UPDATE: In what can only be called par for the course…the McCain Campaign accepted credit for passage of the measure.

“Sen. McCain knew time was short and he came back, he listened and he helped put together the framework of getting everybody to the table, which was necessary to produce a package to avoid a financial catastrophe for this country.” 

On Monday morning, McCain campaign communications director Jill Hazelbaker said on Fox News that the deal would not have happened “without Sen. McCain.” 

“Sen. McCain interrupted his campaign, suspended his campaign activity to come back to Washington to get Republicans around a table,” Hazelbaker said. “Without Sen. McCain, House Republicans would not have appointed a negotiator, which would not have moved this bill forward. 

“It’s really Sen. McCain who got all parties around a table to hammer out a deal that hopefully is in the best interests of the American taxpayer.” 

[full b.s.]

BTW, in addition to the alternate breakdown that started this post (i.e. Politicians facing re-election or Not) one can alsobreak down the vote by party lines.  Democrats 140-95 (~60% Yea) and Republics 65-133 (~33% Yea).

So that claim of “suspend[ing] his campaign activity to come back to Washington to get Republicans around a table” was not only total b.s., it was a total failure of leadership.

UPDATE2: The next step…

Democratic and Republican leaders alike pledged to try again, though the Democrats said GOP lawmakers needed to provide more votes. Bush huddled with his economic advisers about a next step. The House was to reconvene on Thursday instead of adjourning for the year as planned.

[full article]

Umm, Thursday?!?  They do realize the DJIA is going to be at about 9,000 by then, right?  [hmmm…second thought…I’ll say 9,500.]

By then I think the Panic of the People will have set in and the Bailout will get about 90% support and everyone will claim credit…including your and/or your employer’s bank.  😉

Sorry about that whole “U.S. economic collapse” thing (Straw and A Camel’s Back)

There’s an ooooold saying about the tipping points in life.

This ones comes from deep in the desert, back in some of the first communities our species ever built.

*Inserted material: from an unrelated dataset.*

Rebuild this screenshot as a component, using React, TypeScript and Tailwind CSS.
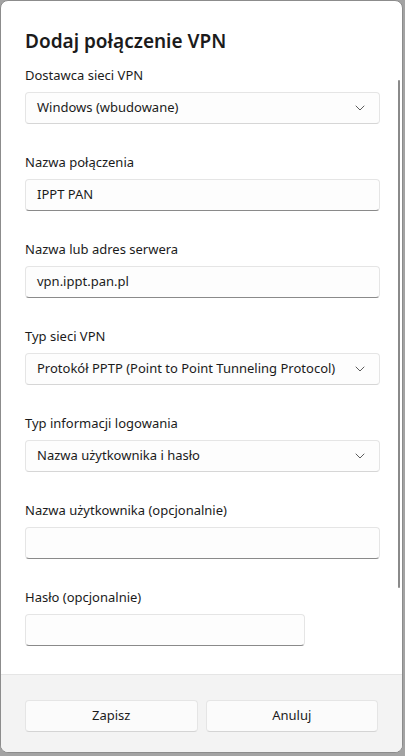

The wiki says the story goes like this.

The idiom the straw that broke the camel’s back is from an Arab proverb about how a camel wearing shoes is loaded beyond its capacity to move[citation needed]. This is a reference to any process by which cataclysmic failure (a broken back) is achieved by a seemingly inconsequential addition (a single straw). This also gives rise to the phrase “the last/final straw”, used when something is deemed to be the last in a line of unacceptable occurrences. A variation of this idiom is “the straw that broke the donkey‘s back”.

One of the earliest published usages of this phrase was in Charles Dickens‘s Dombey and Son where he says “As the last straw breaks the laden camel’s back”, meaning that there is a limit to everyone’s endurance, or everyone has his breaking point. Dickens was writing in the nineteenth century and he may have received his inspiration from an earlier proverb, recorded by Thomas Fuller in his Gnomologia as ‘Tis the last feather that breaks the horse’s back.’

So it goes from the Desert to Dickens and back to Dicks in the Desert (of Wall Street). Or something.

Why I’m bringing this up is that, uh, I’m one of those straws, maybe even the proverbial one.

You see, in order to provide for my little media endeavor, and take some time to write and enjoy life, I’ve taken the step of cashing out a 401K I’d been bulding for the last few years. Silly, I know, but when one needs capital and one has been saving for that reason, it was an easy call.

The fact that I got my check on the exact same day that the shit hit the fan makes me wonder about the weight of my piece of straw.

We’ve been told that the camel was mighty and healthy and beyond danger. That It could withstand war and famine and plague and pestilence and keep walking through the desert undisturbed. That it could go faster, even, if we just whipped it harder.

Now we know better.

Just like they did thousands of years ago, halfway around the world.